Recorded information |
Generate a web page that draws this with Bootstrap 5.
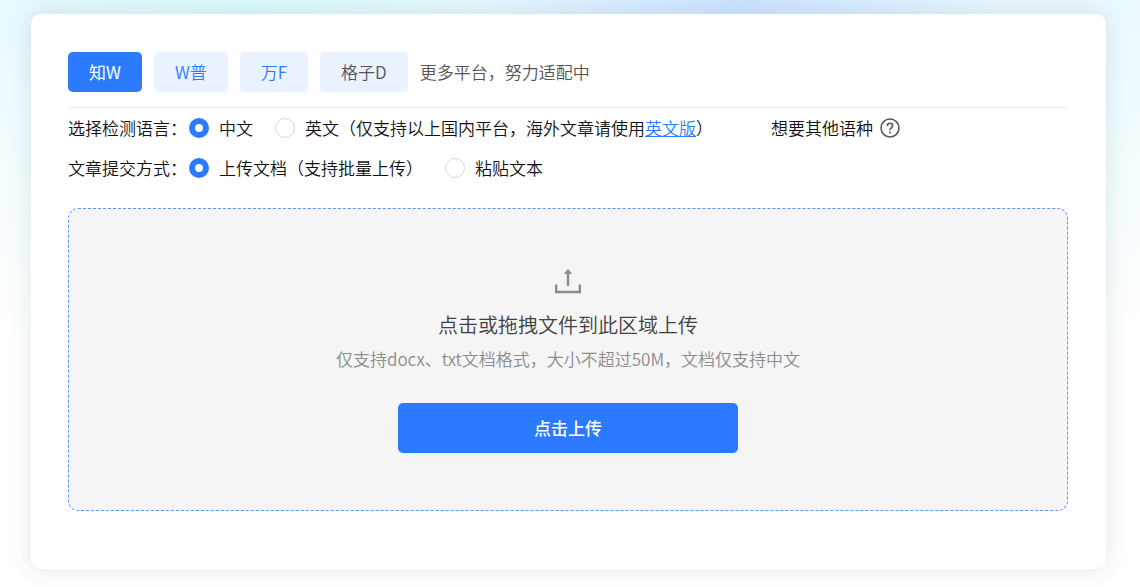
<!DOCTYPE html>
<html lang="zh-CN">
<head>
<meta charset="utf-8">
<meta name="viewport" content="width=device-width, initial-scale=1">
<title>文章检测</title>
<link href="https://cdn.jsdelivr.net/npm/bootstrap@5.3.0/dist/css/bootstrap.min.css" rel="stylesheet">
<style>
  :root { --brand: #2c7aff; --brand-soft: #eaf1ff; }
  body {
    font-family: "Noto Sans CJK SC", sans-serif;
    font-size: 17px;
    font-weight: 350;
    line-height: 24px;
    color: #111;
    min-height: 100vh;
    background:
      radial-gradient(ellipse 260px 120px at 65% 0, #cde3ff 0, #cde3ff00 100%),
      radial-gradient(ellipse 300px 150px at 22% 0, #dcfafb 0, #dcfafb00 100%),
      linear-gradient(#eaf8ff 0, #f2fcff 140px, #fff 340px) no-repeat #fff;
  }
  .page { padding: 14px 34px 17px 31px; }
  .panel {
    background: #fff;
    border-radius: 10px;
    box-shadow: 0 0 24px rgba(0, 70, 80, .13);
    padding: 38px 38px 58px 37px;
  }
  .platforms { padding-bottom: 15px; border-bottom: 1px solid #ebebeb; color: #555; gap: 12px; }
  .platform {
    height: 40px;
    padding: 0 21px;
    border: 0;
    border-radius: 5px;
    font-size: 17px;
    font-weight: 350;
    color: var(--brand);
    background: var(--brand-soft);
  }
  .platform.active { color: #fff; background: var(--brand); font-weight: 400; }
  .platform.muted { color: #555; }
  .option-row { height: 40px; }
  .option-title { width: 121px; }
  .choice { gap: 10px; margin-right: 22px; }
  .choice .form-check-input {
    width: 20px;
    height: 20px;
    margin: 0;
    border: 1px solid #d9d9d9;
  }
  .choice .form-check-input:checked {
    border: 6px solid var(--brand);
    background: #fff;
  }
  .choice a { color: var(--brand); }
  .other { margin-left: 36px; gap: 7px; }
  .drop {
    height: 303px;
    margin-top: 20px;
    padding-top: 60px;
    border: 1px dashed #5894f5;
    border-radius: 10px;
    background: #f5f5f5;
  }
  .drop-title { font-size: 20px; line-height: 28px; color: #404040; margin-top: 16px; }
  .drop-hint { color: #8c8c8c; margin-top: 8px; }
  .upload {
    width: 340px;
    height: 50px;
    margin-top: 32px;
    border: 0;
    border-radius: 5px;
    background: var(--brand);
    color: #fff;
    font-size: 17px;
    font-weight: 500;
  }
</style>
</head>
<body>
<main class="page">
  <section class="panel">
    <div class="platforms d-flex flex-wrap align-items-center">
      <button type="button" class="btn platform active">知W</button>
      <button type="button" class="btn platform">W普</button>
      <button type="button" class="btn platform">万F</button>
      <button type="button" class="btn platform muted">格子D</button>
      <span>更多平台，努力适配中</span>
    </div>

    <div class="option-row d-flex align-items-center text-nowrap" role="radiogroup" aria-labelledby="lang-title">
      <span class="option-title" id="lang-title">选择检测语言：</span>
      <div class="choice d-flex align-items-center">
        <input class="form-check-input" type="radio" name="lang" id="lang-zh" checked>
        <label for="lang-zh">中文</label>
      </div>
      <div class="choice d-flex align-items-center">
        <input class="form-check-input" type="radio" name="lang" id="lang-en">
        <label for="lang-en">英文（仅支持以上国内平台，海外文章请使用<a href="#">英文版</a>）</label>
      </div>
      <div class="other d-flex align-items-center">
        <span>想要其他语种</span>
        <svg width="20" height="20" viewBox="0 0 20 20" fill="none" stroke="#555" stroke-width="1.5" aria-hidden="true">
          <circle cx="10" cy="10" r="9"/>
          <path d="M7.3 8C7.3 6.3 8.4 5.3 10 5.3S12.7 6.3 12.7 7.8C12.7 9.6 10 9.8 10 12.2"/>
          <circle cx="10" cy="14.4" r="1" fill="#555" stroke="none"/>
        </svg>
      </div>
    </div>

    <div class="option-row d-flex align-items-center text-nowrap" role="radiogroup" aria-labelledby="mode-title">
      <span class="option-title" id="mode-title">文章提交方式：</span>
      <div class="choice d-flex align-items-center">
        <input class="form-check-input" type="radio" name="mode" id="mode-file" checked>
        <label for="mode-file">上传文档（支持批量上传）</label>
      </div>
      <div class="choice d-flex align-items-center">
        <input class="form-check-input" type="radio" name="mode" id="mode-text">
        <label for="mode-text">粘贴文本</label>
      </div>
    </div>

    <div class="drop d-flex flex-column align-items-center text-center">
      <svg width="26" height="26" viewBox="0 0 26 26" fill="none" stroke="#8c8c8c" stroke-width="2.4" aria-hidden="true">
        <path d="M1.2 15.5V23H24.8V15.5M13 17V4"/>
        <path d="M13 0L17.2 5H8.8Z" fill="#8c8c8c" stroke="none"/>
      </svg>
      <div class="drop-title">点击或拖拽文件到此区域上传</div>
      <div class="drop-hint">仅支持docx、txt文档格式，大小不超过50M，文档仅支持中文</div>
      <button type="button" class="btn upload">点击上传</button>
    </div>
  </section>
</main>
<script src="https://cdn.jsdelivr.net/npm/bootstrap@5.3.0/dist/js/bootstrap.bundle.min.js"></script>
</body>
</html>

What is needed |
Omit pictures; set down the rest of the material word for word.

Response for this exercise |
Generate a web page that draws this with Bootstrap 5.
<!DOCTYPE html>
<html lang="zh-CN">
<head>
<meta charset="utf-8">
<meta name="viewport" content="width=device-width, initial-scale=1">
<title>文章检测</title>
<link href="https://cdn.jsdelivr.net/npm/bootstrap@5.3.0/dist/css/bootstrap.min.css" rel="stylesheet">
<style>
  :root { --brand: #2c7aff; --brand-soft: #eaf1ff; }
  body {
    font-family: "Noto Sans CJK SC", sans-serif;
    font-size: 17px;
    font-weight: 350;
    line-height: 24px;
    color: #111;
    min-height: 100vh;
    background:
      radial-gradient(ellipse 260px 120px at 65% 0, #cde3ff 0, #cde3ff00 100%),
      radial-gradient(ellipse 300px 150px at 22% 0, #dcfafb 0, #dcfafb00 100%),
      linear-gradient(#eaf8ff 0, #f2fcff 140px, #fff 340px) no-repeat #fff;
  }
  .page { padding: 14px 34px 17px 31px; }
  .panel {
    background: #fff;
    border-radius: 10px;
    box-shadow: 0 0 24px rgba(0, 70, 80, .13);
    padding: 38px 38px 58px 37px;
  }
  .platforms { padding-bottom: 15px; border-bottom: 1px solid #ebebeb; color: #555; gap: 12px; }
  .platform {
    height: 40px;
    padding: 0 21px;
    border: 0;
    border-radius: 5px;
    font-size: 17px;
    font-weight: 350;
    color: var(--brand);
    background: var(--brand-soft);
  }
  .platform.active { color: #fff; background: var(--brand); font-weight: 400; }
  .platform.muted { color: #555; }
  .option-row { height: 40px; }
  .option-title { width: 121px; }
  .choice { gap: 10px; margin-right: 22px; }
  .choice .form-check-input {
    width: 20px;
    height: 20px;
    margin: 0;
    border: 1px solid #d9d9d9;
  }
  .choice .form-check-input:checked {
    border: 6px solid var(--brand);
    background: #fff;
  }
  .choice a { color: var(--brand); }
  .other { margin-left: 36px; gap: 7px; }
  .drop {
    height: 303px;
    margin-top: 20px;
    padding-top: 60px;
    border: 1px dashed #5894f5;
    border-radius: 10px;
    background: #f5f5f5;
  }
  .drop-title { font-size: 20px; line-height: 28px; color: #404040; margin-top: 16px; }
  .drop-hint { color: #8c8c8c; margin-top: 8px; }
  .upload {
    width: 340px;
    height: 50px;
    margin-top: 32px;
    border: 0;
    border-radius: 5px;
    background: var(--brand);
    color: #fff;
    font-size: 17px;
    font-weight: 500;
  }
</style>
</head>
<body>
<main class="page">
  <section class="panel">
    <div class="platforms d-flex flex-wrap align-items-center">
      <button type="button" class="btn platform active">知W</button>
      <button type="button" class="btn platform">W普</button>
      <button type="button" class="btn platform">万F</button>
      <button type="button" class="btn platform muted">格子D</button>
      <span>更多平台，努力适配中</span>
    </div>

    <div class="option-row d-flex align-items-center text-nowrap" role="radiogroup" aria-labelledby="lang-title">
      <span class="option-title" id="lang-title">选择检测语言：</span>
      <div class="choice d-flex align-items-center">
        <input class="form-check-input" type="radio" name="lang" id="lang-zh" checked>
        <label for="lang-zh">中文</label>
      </div>
      <div class="choice d-flex align-items-center">
        <input class="form-check-input" type="radio" name="lang" id="lang-en">
        <label for="lang-en">英文（仅支持以上国内平台，海外文章请使用<a href="#">英文版</a>）</label>
      </div>
      <div class="other d-flex align-items-center">
        <span>想要其他语种</span>
        <svg width="20" height="20" viewBox="0 0 20 20" fill="none" stroke="#555" stroke-width="1.5" aria-hidden="true">
          <circle cx="10" cy="10" r="9"/>
          <path d="M7.3 8C7.3 6.3 8.4 5.3 10 5.3S12.7 6.3 12.7 7.8C12.7 9.6 10 9.8 10 12.2"/>
          <circle cx="10" cy="14.4" r="1" fill="#555" stroke="none"/>
        </svg>
      </div>
    </div>

    <div class="option-row d-flex align-items-center text-nowrap" role="radiogroup" aria-labelledby="mode-title">
      <span class="option-title" id="mode-title">文章提交方式：</span>
      <div class="choice d-flex align-items-center">
        <input class="form-check-input" type="radio" name="mode" id="mode-file" checked>
        <label for="mode-file">上传文档（支持批量上传）</label>
      </div>
      <div class="choice d-flex align-items-center">
        <input class="form-check-input" type="radio" name="mode" id="mode-text">
        <label for="mode-text">粘贴文本</label>
      </div>
    </div>

    <div class="drop d-flex flex-column align-items-center text-center">
      <svg width="26" height="26" viewBox="0 0 26 26" fill="none" stroke="#8c8c8c" stroke-width="2.4" aria-hidden="true">
        <path d="M1.2 15.5V23H24.8V15.5M13 17V4"/>
        <path d="M13 0L17.2 5H8.8Z" fill="#8c8c8c" stroke="none"/>
      </svg>
      <div class="drop-title">点击或拖拽文件到此区域上传</div>
      <div class="drop-hint">仅支持docx、txt文档格式，大小不超过50M，文档仅支持中文</div>
      <button type="button" class="btn upload">点击上传</button>
    </div>
  </section>
</main>
<script src="https://cdn.jsdelivr.net/npm/bootstrap@5.3.0/dist/js/bootstrap.bundle.min.js"></script>
</body>
</html>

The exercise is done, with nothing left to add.